Не все обращались к первоисточнику, но так или иначе отсюда черпали, рассуждая о подтексте, «точном слове», «настоящей фразе», короче, обо всем, что обратилось уже в своего рода джентльменский набор для «настоящего писателя». Не все, подчеркнем, вчитывались в этот очерк или хотя бы читали его, многие восприняли те же идеи путем косвенным, после множества повторений и сами повторяли их, выдавая за свои, – не будем сейчас выяснять, кто первый сказал «э-э!». И не надо понимать дело так, будто это все идеи Тургенева, только Тургенева, – то был обмен мнениями между разными писателями; объединенными одним убеждением – в правах литературы как литературы, особого способа постигать и отображать действительность. «Эти встречи и беседы, – говорит уже современный историк флоберовского кружка, – имели огромное значение для развития художественной прозы, и вовсе не будет преувеличением сказать, что все течения «современной западной литературы» берут начало из этого источника».

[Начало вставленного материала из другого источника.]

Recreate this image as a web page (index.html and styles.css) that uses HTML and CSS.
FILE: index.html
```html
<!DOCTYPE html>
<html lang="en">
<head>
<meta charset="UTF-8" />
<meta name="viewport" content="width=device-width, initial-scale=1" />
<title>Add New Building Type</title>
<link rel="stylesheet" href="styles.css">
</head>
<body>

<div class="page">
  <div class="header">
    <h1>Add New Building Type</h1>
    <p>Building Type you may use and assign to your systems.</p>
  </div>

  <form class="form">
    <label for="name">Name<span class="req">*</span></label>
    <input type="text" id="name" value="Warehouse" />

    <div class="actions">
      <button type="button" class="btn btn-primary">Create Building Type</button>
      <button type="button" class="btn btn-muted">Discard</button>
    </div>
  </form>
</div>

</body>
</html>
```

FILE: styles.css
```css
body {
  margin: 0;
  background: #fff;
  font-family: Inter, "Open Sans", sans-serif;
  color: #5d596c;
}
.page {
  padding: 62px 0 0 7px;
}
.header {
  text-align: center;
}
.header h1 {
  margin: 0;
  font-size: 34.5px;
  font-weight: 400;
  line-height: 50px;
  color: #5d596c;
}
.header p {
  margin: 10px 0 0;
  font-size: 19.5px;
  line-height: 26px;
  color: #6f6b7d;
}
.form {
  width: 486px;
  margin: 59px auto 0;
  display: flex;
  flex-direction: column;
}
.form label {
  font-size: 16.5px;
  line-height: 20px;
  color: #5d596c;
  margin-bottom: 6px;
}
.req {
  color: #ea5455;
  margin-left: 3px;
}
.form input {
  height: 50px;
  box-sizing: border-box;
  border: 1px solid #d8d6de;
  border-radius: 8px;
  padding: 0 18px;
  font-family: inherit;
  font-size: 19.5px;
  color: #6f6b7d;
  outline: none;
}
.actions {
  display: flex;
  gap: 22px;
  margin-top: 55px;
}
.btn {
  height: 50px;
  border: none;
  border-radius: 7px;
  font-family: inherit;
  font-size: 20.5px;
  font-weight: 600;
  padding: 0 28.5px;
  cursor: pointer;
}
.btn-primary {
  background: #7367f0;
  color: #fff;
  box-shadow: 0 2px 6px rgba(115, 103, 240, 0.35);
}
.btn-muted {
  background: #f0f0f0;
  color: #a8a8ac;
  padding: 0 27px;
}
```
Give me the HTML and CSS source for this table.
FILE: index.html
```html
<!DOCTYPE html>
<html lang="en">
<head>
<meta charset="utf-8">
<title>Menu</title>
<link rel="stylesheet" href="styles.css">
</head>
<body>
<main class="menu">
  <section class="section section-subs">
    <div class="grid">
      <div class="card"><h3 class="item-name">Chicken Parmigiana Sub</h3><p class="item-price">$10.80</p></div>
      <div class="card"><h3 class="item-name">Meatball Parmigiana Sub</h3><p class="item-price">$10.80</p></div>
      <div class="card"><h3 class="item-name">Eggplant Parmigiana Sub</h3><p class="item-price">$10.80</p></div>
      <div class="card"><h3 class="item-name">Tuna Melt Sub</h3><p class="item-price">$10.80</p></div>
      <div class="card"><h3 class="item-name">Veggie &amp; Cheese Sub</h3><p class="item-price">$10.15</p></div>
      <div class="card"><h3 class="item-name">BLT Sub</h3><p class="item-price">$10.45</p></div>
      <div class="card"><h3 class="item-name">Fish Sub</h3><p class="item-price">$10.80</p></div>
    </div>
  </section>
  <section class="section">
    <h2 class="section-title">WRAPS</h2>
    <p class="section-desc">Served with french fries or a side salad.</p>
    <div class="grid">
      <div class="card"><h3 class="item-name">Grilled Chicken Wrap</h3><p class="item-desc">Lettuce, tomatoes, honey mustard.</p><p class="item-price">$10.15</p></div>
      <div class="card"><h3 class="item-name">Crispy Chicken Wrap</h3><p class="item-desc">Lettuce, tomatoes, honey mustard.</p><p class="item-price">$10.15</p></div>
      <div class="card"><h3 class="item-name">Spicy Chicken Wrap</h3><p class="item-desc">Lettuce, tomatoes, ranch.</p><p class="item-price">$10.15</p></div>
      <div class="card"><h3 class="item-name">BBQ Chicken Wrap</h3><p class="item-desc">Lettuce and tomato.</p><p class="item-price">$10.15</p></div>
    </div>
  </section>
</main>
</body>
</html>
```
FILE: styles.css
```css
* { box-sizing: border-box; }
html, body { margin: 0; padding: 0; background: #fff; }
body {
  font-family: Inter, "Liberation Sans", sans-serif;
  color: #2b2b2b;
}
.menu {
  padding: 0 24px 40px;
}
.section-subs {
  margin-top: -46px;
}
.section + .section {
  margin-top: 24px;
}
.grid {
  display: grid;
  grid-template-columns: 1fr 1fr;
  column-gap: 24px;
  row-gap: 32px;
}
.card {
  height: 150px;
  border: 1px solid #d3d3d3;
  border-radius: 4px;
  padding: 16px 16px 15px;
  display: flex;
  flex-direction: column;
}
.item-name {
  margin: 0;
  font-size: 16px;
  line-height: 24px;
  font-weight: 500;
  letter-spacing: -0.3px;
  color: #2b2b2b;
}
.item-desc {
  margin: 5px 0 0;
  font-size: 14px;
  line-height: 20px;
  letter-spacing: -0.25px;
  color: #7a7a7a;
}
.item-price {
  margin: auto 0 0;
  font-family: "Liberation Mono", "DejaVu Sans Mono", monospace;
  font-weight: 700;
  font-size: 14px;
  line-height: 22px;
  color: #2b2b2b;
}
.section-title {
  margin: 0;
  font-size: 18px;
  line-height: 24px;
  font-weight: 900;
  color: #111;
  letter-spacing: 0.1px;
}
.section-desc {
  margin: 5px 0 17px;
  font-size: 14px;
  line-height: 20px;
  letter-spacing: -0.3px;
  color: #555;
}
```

Именно разные течения! Для многих творческое слово оставалось лишь словом, оболочкой, формой. Сам Флобер, стремясь к совершенству, иногда поверял гармонию алгеброй, и только. Между тем очерк Джеймса, охвативший интересы кружка, был посвящен Тургеневу потому, видимо, что он полнее выражал их, чем кто-либо. «Для Тургенева искусство всегда должно было оставаться искусством», – писал Джеймс, продолжая: «Но, конечно, его понимание свободы искусства было несравненно шире понимания его французских приятелей. В нем чувствовалось знание огромного разнообразия жизни, знание малодоступных другим явлений и ощущений, чувствовался горизонт, в котором терялся узенький горизонт Парижа, и эта широта знания выделяла его среди французских литераторов».

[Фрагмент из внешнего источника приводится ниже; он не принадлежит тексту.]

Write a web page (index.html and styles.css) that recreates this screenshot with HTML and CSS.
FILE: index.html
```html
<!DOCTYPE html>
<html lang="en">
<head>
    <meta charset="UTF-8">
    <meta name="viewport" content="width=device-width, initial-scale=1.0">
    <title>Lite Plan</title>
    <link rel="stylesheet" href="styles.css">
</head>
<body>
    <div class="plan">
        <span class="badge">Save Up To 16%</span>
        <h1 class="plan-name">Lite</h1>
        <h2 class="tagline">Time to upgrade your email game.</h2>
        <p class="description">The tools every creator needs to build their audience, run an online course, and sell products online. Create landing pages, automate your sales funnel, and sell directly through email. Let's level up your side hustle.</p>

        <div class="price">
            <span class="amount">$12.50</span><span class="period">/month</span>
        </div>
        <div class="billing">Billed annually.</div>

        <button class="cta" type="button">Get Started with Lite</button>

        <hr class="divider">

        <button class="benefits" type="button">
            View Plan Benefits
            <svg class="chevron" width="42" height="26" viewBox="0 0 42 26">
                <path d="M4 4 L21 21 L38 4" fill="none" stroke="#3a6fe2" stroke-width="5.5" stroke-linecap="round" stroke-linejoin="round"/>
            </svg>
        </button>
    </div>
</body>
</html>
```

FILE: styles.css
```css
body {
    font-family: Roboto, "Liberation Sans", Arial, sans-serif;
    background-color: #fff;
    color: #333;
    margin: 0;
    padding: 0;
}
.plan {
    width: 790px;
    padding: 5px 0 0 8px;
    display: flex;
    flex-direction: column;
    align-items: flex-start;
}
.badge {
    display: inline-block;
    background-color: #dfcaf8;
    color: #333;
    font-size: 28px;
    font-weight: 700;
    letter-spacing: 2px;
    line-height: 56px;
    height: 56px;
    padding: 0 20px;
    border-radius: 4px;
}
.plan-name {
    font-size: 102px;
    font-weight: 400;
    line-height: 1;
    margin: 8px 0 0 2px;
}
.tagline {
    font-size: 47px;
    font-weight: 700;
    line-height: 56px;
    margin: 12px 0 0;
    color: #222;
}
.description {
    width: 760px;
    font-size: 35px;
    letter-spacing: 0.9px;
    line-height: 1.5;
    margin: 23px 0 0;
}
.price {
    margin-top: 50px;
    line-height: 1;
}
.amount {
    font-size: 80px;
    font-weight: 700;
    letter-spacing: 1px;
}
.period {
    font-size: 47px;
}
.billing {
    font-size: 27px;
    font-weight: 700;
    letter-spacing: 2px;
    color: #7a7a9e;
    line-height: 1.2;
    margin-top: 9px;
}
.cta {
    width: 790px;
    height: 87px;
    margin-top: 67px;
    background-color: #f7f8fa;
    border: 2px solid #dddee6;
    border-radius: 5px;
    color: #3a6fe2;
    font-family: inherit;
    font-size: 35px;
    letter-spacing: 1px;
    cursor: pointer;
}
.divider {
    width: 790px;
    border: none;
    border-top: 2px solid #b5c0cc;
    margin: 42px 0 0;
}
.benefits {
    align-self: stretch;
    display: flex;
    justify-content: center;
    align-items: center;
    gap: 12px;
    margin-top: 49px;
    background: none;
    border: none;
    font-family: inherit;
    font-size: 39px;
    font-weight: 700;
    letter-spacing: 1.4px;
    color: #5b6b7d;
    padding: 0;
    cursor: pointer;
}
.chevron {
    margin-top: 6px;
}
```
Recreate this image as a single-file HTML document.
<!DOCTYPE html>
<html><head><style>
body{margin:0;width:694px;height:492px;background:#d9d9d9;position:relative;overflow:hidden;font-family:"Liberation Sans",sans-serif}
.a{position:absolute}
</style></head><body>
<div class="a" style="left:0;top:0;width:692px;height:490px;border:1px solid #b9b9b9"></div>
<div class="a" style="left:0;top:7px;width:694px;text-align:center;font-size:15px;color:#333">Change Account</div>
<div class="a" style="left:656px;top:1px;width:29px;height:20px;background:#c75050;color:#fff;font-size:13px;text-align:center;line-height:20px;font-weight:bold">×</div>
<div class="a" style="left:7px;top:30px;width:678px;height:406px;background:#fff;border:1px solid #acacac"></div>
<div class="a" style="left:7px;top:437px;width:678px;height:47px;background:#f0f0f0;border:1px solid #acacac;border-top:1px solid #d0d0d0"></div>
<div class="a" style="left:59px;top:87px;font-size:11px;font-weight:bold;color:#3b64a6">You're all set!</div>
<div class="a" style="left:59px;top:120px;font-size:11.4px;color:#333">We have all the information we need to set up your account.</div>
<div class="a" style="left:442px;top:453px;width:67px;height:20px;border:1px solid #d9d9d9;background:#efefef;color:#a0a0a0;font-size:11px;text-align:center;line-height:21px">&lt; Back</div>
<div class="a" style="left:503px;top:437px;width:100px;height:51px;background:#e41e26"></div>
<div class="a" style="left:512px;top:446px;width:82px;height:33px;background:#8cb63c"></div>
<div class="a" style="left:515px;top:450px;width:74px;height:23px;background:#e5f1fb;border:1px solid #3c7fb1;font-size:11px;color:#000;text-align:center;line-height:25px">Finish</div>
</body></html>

Вот эти вопросы и занимали глубоко Стивенсона. Понятно, что отозвался он «душе родственной»: тут были ему самому присущие убеждения. И это так: щепетильность его позволяет теперь проследить, на что он опирался, формируя свой писательский кодекс. В конце концов он мог бы считаться и самостоятельным источником тех же идей. После бесед о Тургеневе он, вероятно, смелее стал думать о том, что же такое «настоящая литература» и «по-настоящему написанное слово». А уж насколько это его интересовало, говорит его девиз: «Словом я живу».
Чтобы понять Стивенсона, нужно назвать еще одно имя, которое Олдингтон не упомянул, перечисляя писателей, оказавших на Стивенсона влияние. Это Достоевский. И тут не только влияние, Стивенсон сам до известной степени Достоевский, камерный Достоевский. Ему свойственна особая, действительно Напоминающая Достоевского пристальность: общих черт нет, все дробится, путается, давая странный сплав «добра» и «зла». Люди у него не то что там «плохие» или «хорошие», они в самом деле люди. Уберите у Джона Сильвера костыль, старинный кафтан, попугая, и вы увидите в натуре его «проклятые вопросы», над которыми вместе с великим своим современником бился Стивенсон.